___ Collected material ___

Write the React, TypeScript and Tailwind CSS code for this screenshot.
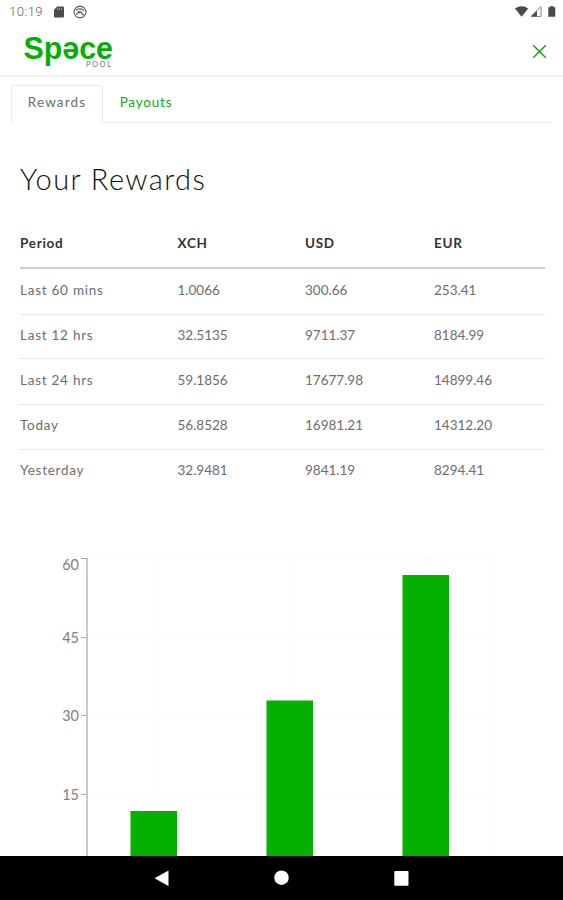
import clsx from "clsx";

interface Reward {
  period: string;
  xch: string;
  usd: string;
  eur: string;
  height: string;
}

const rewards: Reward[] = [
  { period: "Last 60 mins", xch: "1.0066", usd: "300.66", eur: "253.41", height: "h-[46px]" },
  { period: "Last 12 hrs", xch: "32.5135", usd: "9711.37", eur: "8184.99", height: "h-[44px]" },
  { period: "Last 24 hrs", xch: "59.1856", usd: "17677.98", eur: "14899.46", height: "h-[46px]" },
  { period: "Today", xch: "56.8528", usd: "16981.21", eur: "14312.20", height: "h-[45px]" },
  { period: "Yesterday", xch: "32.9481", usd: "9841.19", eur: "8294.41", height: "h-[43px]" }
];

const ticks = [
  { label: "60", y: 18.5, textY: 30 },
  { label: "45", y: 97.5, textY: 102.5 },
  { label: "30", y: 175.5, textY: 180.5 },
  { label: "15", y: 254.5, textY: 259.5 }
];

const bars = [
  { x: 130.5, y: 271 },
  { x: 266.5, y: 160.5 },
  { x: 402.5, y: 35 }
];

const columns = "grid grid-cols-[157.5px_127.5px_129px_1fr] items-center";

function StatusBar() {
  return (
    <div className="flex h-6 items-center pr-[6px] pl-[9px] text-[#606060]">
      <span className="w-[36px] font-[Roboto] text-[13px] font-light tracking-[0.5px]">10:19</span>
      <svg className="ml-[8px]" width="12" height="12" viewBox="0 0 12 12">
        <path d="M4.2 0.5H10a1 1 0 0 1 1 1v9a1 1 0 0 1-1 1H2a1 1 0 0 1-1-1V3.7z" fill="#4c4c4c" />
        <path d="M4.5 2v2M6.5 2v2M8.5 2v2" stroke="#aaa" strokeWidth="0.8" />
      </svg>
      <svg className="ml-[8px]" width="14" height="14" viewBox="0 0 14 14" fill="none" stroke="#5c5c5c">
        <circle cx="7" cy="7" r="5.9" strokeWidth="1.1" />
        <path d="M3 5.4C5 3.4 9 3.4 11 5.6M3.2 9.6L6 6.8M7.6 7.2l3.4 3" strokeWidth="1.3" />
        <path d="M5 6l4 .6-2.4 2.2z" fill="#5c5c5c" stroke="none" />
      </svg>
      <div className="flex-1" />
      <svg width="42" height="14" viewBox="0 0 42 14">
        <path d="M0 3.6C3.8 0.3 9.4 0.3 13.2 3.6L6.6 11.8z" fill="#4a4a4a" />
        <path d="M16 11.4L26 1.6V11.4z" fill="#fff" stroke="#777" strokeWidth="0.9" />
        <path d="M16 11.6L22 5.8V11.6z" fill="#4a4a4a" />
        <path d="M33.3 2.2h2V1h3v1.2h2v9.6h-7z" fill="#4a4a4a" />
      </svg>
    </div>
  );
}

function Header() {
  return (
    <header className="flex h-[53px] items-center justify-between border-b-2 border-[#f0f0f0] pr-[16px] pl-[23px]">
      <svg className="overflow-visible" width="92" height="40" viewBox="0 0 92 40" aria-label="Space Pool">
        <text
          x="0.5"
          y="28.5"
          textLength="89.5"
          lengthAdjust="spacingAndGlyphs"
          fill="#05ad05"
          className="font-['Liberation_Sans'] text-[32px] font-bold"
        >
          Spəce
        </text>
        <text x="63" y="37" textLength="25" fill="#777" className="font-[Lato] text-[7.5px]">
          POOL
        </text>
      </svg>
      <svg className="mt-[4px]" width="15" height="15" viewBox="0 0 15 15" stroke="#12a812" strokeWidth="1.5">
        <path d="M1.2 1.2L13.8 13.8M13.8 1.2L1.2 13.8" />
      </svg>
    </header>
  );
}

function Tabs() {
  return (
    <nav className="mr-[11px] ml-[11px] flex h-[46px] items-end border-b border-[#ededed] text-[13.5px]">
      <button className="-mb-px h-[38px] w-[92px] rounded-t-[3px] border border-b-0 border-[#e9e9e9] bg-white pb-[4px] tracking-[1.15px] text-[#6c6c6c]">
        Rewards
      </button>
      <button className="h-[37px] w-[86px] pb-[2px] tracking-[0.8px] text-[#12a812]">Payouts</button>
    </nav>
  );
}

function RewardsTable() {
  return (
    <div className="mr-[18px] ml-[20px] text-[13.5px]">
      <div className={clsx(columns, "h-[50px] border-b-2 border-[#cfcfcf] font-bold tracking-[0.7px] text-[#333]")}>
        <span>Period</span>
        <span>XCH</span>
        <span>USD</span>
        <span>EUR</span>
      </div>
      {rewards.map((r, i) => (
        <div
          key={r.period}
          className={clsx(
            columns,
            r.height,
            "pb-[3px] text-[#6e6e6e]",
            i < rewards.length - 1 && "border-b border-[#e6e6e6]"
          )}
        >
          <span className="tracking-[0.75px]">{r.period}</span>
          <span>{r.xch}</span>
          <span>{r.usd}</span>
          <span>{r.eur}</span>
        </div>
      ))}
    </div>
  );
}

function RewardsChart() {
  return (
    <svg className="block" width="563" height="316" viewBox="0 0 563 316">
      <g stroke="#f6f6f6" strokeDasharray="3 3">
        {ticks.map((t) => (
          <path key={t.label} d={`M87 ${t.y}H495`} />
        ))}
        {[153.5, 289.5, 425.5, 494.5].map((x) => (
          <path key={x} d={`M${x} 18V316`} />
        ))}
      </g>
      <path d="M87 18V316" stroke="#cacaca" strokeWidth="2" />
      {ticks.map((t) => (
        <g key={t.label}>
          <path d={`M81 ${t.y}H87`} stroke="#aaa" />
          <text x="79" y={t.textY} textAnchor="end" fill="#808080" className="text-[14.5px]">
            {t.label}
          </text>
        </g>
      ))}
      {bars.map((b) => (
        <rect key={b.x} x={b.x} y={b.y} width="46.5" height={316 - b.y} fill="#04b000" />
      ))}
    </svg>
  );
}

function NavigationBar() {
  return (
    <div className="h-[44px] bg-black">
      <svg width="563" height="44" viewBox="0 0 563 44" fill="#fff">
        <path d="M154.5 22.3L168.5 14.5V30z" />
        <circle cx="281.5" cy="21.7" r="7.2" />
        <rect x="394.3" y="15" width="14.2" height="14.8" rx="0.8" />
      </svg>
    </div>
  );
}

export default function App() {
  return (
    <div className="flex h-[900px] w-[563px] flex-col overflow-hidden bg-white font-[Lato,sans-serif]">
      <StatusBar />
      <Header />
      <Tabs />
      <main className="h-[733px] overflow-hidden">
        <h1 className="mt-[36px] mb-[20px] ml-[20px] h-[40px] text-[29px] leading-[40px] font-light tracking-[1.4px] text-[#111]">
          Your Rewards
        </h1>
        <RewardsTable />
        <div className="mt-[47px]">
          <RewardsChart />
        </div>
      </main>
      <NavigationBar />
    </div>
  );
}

___

-- Written request --
Repeat the data exactly in full, omitting its pictures.

-- Solution to the exercise --
Write the React, TypeScript and Tailwind CSS code for this screenshot.
import clsx from "clsx";

interface Reward {
  period: string;
  xch: string;
  usd: string;
  eur: string;
  height: string;
}

const rewards: Reward[] = [
  { period: "Last 60 mins", xch: "1.0066", usd: "300.66", eur: "253.41", height: "h-[46px]" },
  { period: "Last 12 hrs", xch: "32.5135", usd: "9711.37", eur: "8184.99", height: "h-[44px]" },
  { period: "Last 24 hrs", xch: "59.1856", usd: "17677.98", eur: "14899.46", height: "h-[46px]" },
  { period: "Today", xch: "56.8528", usd: "16981.21", eur: "14312.20", height: "h-[45px]" },
  { period: "Yesterday", xch: "32.9481", usd: "9841.19", eur: "8294.41", height: "h-[43px]" }
];

const ticks = [
  { label: "60", y: 18.5, textY: 30 },
  { label: "45", y: 97.5, textY: 102.5 },
  { label: "30", y: 175.5, textY: 180.5 },
  { label: "15", y: 254.5, textY: 259.5 }
];

const bars = [
  { x: 130.5, y: 271 },
  { x: 266.5, y: 160.5 },
  { x: 402.5, y: 35 }
];

const columns = "grid grid-cols-[157.5px_127.5px_129px_1fr] items-center";

function StatusBar() {
  return (
    <div className="flex h-6 items-center pr-[6px] pl-[9px] text-[#606060]">
      <span className="w-[36px] font-[Roboto] text-[13px] font-light tracking-[0.5px]">10:19</span>
      <svg className="ml-[8px]" width="12" height="12" viewBox="0 0 12 12">
        <path d="M4.2 0.5H10a1 1 0 0 1 1 1v9a1 1 0 0 1-1 1H2a1 1 0 0 1-1-1V3.7z" fill="#4c4c4c" />
        <path d="M4.5 2v2M6.5 2v2M8.5 2v2" stroke="#aaa" strokeWidth="0.8" />
      </svg>
      <svg className="ml-[8px]" width="14" height="14" viewBox="0 0 14 14" fill="none" stroke="#5c5c5c">
        <circle cx="7" cy="7" r="5.9" strokeWidth="1.1" />
        <path d="M3 5.4C5 3.4 9 3.4 11 5.6M3.2 9.6L6 6.8M7.6 7.2l3.4 3" strokeWidth="1.3" />
        <path d="M5 6l4 .6-2.4 2.2z" fill="#5c5c5c" stroke="none" />
      </svg>
      <div className="flex-1" />
      <svg width="42" height="14" viewBox="0 0 42 14">
        <path d="M0 3.6C3.8 0.3 9.4 0.3 13.2 3.6L6.6 11.8z" fill="#4a4a4a" />
        <path d="M16 11.4L26 1.6V11.4z" fill="#fff" stroke="#777" strokeWidth="0.9" />
        <path d="M16 11.6L22 5.8V11.6z" fill="#4a4a4a" />
        <path d="M33.3 2.2h2V1h3v1.2h2v9.6h-7z" fill="#4a4a4a" />
      </svg>
    </div>
  );
}

function Header() {
  return (
    <header className="flex h-[53px] items-center justify-between border-b-2 border-[#f0f0f0] pr-[16px] pl-[23px]">
      <svg className="overflow-visible" width="92" height="40" viewBox="0 0 92 40" aria-label="Space Pool">
        <text
          x="0.5"
          y="28.5"
          textLength="89.5"
          lengthAdjust="spacingAndGlyphs"
          fill="#05ad05"
          className="font-['Liberation_Sans'] text-[32px] font-bold"
        >
          Spəce
        </text>
        <text x="63" y="37" textLength="25" fill="#777" className="font-[Lato] text-[7.5px]">
          POOL
        </text>
      </svg>
      <svg className="mt-[4px]" width="15" height="15" viewBox="0 0 15 15" stroke="#12a812" strokeWidth="1.5">
        <path d="M1.2 1.2L13.8 13.8M13.8 1.2L1.2 13.8" />
      </svg>
    </header>
  );
}

function Tabs() {
  return (
    <nav className="mr-[11px] ml-[11px] flex h-[46px] items-end border-b border-[#ededed] text-[13.5px]">
      <button className="-mb-px h-[38px] w-[92px] rounded-t-[3px] border border-b-0 border-[#e9e9e9] bg-white pb-[4px] tracking-[1.15px] text-[#6c6c6c]">
        Rewards
      </button>
      <button className="h-[37px] w-[86px] pb-[2px] tracking-[0.8px] text-[#12a812]">Payouts</button>
    </nav>
  );
}

function RewardsTable() {
  return (
    <div className="mr-[18px] ml-[20px] text-[13.5px]">
      <div className={clsx(columns, "h-[50px] border-b-2 border-[#cfcfcf] font-bold tracking-[0.7px] text-[#333]")}>
        <span>Period</span>
        <span>XCH</span>
        <span>USD</span>
        <span>EUR</span>
      </div>
      {rewards.map((r, i) => (
        <div
          key={r.period}
          className={clsx(
            columns,
            r.height,
            "pb-[3px] text-[#6e6e6e]",
            i < rewards.length - 1 && "border-b border-[#e6e6e6]"
          )}
        >
          <span className="tracking-[0.75px]">{r.period}</span>
          <span>{r.xch}</span>
          <span>{r.usd}</span>
          <span>{r.eur}</span>
        </div>
      ))}
    </div>
  );
}

function RewardsChart() {
  return (
    <svg className="block" width="563" height="316" viewBox="0 0 563 316">
      <g stroke="#f6f6f6" strokeDasharray="3 3">
        {ticks.map((t) => (
          <path key={t.label} d={`M87 ${t.y}H495`} />
        ))}
        {[153.5, 289.5, 425.5, 494.5].map((x) => (
          <path key={x} d={`M${x} 18V316`} />
        ))}
      </g>
      <path d="M87 18V316" stroke="#cacaca" strokeWidth="2" />
      {ticks.map((t) => (
        <g key={t.label}>
          <path d={`M81 ${t.y}H87`} stroke="#aaa" />
          <text x="79" y={t.textY} textAnchor="end" fill="#808080" className="text-[14.5px]">
            {t.label}
          </text>
        </g>
      ))}
      {bars.map((b) => (
        <rect key={b.x} x={b.x} y={b.y} width="46.5" height={316 - b.y} fill="#04b000" />
      ))}
    </svg>
  );
}

function NavigationBar() {
  return (
    <div className="h-[44px] bg-black">
      <svg width="563" height="44" viewBox="0 0 563 44" fill="#fff">
        <path d="M154.5 22.3L168.5 14.5V30z" />
        <circle cx="281.5" cy="21.7" r="7.2" />
        <rect x="394.3" y="15" width="14.2" height="14.8" rx="0.8" />
      </svg>
    </div>
  );
}

export default function App() {
  return (
    <div className="flex h-[900px] w-[563px] flex-col overflow-hidden bg-white font-[Lato,sans-serif]">
      <StatusBar />
      <Header />
      <Tabs />
      <main className="h-[733px] overflow-hidden">
        <h1 className="mt-[36px] mb-[20px] ml-[20px] h-[40px] text-[29px] leading-[40px] font-light tracking-[1.4px] text-[#111]">
          Your Rewards
        </h1>
        <RewardsTable />
        <div className="mt-[47px]">
          <RewardsChart />
        </div>
      </main>
      <NavigationBar />
    </div>
  );
}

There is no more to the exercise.